── Entries supplied

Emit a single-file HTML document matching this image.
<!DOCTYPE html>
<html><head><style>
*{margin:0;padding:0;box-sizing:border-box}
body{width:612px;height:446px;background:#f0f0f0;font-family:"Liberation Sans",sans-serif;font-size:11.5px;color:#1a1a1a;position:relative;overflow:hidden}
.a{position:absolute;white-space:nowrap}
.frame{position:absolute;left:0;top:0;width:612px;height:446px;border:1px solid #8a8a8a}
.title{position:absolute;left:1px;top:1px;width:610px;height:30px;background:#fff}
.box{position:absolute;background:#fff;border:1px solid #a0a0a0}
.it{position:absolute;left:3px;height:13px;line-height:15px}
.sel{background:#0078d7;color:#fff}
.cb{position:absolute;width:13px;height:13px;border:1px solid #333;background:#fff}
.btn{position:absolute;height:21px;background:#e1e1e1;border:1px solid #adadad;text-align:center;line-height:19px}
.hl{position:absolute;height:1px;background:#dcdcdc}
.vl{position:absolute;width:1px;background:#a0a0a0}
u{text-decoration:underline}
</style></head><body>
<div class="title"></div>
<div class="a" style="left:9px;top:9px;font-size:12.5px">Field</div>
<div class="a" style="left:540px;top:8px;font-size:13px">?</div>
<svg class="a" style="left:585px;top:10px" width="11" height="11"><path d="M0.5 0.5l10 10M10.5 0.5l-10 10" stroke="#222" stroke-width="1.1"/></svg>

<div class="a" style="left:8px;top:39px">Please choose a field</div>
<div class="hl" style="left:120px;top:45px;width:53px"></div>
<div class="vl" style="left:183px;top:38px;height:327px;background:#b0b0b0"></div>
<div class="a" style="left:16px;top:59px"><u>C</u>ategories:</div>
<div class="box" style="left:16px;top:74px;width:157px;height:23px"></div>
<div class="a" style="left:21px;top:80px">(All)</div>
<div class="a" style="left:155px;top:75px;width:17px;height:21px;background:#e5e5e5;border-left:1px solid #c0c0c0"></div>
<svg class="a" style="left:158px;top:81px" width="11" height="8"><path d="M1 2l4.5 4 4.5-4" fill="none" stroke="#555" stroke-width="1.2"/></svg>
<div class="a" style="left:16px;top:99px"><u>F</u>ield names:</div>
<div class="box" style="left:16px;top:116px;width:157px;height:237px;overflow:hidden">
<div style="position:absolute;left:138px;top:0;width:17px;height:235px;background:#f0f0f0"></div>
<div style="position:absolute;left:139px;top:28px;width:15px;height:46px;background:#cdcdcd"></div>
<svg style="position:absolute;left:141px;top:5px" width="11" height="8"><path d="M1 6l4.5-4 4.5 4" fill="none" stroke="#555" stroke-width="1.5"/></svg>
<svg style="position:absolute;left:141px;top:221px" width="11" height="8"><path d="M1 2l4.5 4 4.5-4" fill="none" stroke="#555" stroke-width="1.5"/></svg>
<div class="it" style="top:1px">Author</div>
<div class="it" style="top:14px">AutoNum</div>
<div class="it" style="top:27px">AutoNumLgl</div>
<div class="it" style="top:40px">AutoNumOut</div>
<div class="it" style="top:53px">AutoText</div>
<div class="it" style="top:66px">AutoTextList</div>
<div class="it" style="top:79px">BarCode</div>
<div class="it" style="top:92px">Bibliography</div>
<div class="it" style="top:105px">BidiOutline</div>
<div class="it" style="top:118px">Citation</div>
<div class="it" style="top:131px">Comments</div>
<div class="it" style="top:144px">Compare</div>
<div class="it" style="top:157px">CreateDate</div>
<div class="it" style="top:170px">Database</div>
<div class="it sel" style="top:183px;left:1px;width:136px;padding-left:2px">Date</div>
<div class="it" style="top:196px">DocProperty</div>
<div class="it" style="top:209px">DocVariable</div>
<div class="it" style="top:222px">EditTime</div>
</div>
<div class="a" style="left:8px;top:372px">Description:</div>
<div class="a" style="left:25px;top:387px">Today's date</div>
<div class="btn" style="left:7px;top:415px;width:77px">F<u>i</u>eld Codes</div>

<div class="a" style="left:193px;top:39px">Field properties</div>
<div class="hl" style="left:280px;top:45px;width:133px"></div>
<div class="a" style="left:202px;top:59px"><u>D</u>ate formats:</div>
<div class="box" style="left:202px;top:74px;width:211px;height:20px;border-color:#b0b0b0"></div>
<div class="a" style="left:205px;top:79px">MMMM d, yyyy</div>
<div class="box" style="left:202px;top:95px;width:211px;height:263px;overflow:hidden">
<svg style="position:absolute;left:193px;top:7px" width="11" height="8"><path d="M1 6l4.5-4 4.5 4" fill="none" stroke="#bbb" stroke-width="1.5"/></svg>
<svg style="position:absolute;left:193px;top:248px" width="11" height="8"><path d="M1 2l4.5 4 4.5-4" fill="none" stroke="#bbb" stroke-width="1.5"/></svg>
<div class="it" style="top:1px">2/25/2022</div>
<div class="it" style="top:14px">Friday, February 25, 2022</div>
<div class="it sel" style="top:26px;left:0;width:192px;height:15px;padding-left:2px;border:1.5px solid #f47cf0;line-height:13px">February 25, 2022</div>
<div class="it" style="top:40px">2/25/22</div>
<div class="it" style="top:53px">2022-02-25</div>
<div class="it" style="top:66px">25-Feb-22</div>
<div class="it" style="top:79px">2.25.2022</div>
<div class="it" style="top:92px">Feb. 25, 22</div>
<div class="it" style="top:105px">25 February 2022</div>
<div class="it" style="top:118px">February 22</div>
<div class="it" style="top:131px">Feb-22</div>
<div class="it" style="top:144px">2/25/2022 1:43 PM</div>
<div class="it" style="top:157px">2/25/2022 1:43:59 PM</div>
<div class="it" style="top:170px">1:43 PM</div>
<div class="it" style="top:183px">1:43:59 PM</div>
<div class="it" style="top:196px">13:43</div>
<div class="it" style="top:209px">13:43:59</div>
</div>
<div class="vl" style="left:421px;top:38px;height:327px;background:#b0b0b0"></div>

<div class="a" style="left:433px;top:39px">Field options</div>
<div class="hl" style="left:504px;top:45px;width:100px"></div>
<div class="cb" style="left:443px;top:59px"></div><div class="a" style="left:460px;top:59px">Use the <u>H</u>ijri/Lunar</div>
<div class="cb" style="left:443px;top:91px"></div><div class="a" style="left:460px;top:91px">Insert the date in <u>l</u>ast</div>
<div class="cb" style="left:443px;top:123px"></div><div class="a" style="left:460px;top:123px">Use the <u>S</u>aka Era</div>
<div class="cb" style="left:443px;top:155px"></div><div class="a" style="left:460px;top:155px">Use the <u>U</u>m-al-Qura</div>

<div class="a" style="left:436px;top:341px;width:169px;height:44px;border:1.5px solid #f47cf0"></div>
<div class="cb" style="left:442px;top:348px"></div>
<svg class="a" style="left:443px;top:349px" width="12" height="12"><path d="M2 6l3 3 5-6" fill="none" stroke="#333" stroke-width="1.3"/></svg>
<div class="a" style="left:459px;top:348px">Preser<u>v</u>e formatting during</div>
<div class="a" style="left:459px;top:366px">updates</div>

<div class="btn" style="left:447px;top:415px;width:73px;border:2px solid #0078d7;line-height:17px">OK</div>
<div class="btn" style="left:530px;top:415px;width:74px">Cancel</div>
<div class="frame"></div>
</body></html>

────
── Entries supplied

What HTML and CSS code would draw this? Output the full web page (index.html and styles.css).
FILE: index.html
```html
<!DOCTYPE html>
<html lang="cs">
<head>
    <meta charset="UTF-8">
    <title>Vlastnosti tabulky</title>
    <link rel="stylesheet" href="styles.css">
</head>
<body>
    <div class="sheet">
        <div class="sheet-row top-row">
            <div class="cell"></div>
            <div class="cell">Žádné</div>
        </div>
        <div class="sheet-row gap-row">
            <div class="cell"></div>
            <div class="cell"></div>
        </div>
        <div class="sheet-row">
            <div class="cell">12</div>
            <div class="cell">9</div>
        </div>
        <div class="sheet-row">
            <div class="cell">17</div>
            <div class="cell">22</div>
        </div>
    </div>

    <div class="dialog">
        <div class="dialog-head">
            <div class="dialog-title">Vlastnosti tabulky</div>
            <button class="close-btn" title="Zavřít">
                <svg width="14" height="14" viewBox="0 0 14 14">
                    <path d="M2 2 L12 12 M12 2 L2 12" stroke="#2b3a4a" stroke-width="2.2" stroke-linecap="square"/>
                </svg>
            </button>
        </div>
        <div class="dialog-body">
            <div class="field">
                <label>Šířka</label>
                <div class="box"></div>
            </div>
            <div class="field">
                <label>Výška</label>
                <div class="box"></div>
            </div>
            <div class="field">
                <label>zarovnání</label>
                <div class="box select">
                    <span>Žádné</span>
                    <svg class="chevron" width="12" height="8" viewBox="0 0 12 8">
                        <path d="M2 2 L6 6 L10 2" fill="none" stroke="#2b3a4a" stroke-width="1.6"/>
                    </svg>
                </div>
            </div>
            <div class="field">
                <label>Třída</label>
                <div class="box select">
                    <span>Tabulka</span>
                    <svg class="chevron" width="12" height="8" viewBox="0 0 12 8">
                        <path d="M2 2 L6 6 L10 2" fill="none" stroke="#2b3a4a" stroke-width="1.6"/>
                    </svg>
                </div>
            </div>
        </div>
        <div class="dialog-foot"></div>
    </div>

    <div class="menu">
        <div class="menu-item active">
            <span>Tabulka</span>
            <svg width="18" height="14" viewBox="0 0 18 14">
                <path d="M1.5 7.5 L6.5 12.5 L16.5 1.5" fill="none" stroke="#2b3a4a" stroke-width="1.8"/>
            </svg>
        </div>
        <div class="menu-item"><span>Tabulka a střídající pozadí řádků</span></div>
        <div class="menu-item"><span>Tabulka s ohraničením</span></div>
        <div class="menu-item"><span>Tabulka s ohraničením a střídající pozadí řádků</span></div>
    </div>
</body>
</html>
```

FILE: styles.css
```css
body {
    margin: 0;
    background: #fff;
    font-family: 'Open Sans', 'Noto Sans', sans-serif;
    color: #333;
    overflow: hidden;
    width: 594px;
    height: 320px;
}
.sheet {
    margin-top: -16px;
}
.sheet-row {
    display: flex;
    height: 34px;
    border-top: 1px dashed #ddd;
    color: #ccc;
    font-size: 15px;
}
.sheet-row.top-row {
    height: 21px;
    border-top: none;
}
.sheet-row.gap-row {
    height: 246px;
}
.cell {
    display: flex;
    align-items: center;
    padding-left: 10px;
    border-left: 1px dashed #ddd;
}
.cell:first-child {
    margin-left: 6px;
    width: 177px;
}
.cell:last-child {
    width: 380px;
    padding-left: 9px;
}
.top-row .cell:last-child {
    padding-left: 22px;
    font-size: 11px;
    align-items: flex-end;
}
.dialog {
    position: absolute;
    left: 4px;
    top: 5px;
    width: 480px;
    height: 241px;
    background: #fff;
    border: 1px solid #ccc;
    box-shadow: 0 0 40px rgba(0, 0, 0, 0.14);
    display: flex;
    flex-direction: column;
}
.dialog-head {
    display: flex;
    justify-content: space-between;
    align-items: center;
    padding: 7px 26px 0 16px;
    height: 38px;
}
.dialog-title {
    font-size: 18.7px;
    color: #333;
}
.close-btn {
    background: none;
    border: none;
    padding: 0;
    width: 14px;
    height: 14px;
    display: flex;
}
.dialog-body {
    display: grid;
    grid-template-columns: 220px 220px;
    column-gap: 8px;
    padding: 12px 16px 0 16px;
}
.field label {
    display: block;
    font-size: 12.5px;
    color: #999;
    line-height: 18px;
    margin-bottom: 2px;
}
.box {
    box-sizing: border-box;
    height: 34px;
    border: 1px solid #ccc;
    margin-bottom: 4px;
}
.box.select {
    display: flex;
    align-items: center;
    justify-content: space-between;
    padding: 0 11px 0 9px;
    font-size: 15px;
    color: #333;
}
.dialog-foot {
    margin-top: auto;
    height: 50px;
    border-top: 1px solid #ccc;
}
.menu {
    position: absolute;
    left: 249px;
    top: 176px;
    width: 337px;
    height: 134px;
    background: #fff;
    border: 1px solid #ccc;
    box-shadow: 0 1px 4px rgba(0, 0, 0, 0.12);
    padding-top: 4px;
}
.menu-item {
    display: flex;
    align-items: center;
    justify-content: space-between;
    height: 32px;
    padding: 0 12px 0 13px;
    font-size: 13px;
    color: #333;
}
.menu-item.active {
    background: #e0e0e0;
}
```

────

* Set problem
From the entries above, list each line with "styles" in it.

* Problem solution
What HTML and CSS code would draw this? Output the full web page (index.html and styles.css).
    <link rel="stylesheet" href="styles.css">
FILE: styles.css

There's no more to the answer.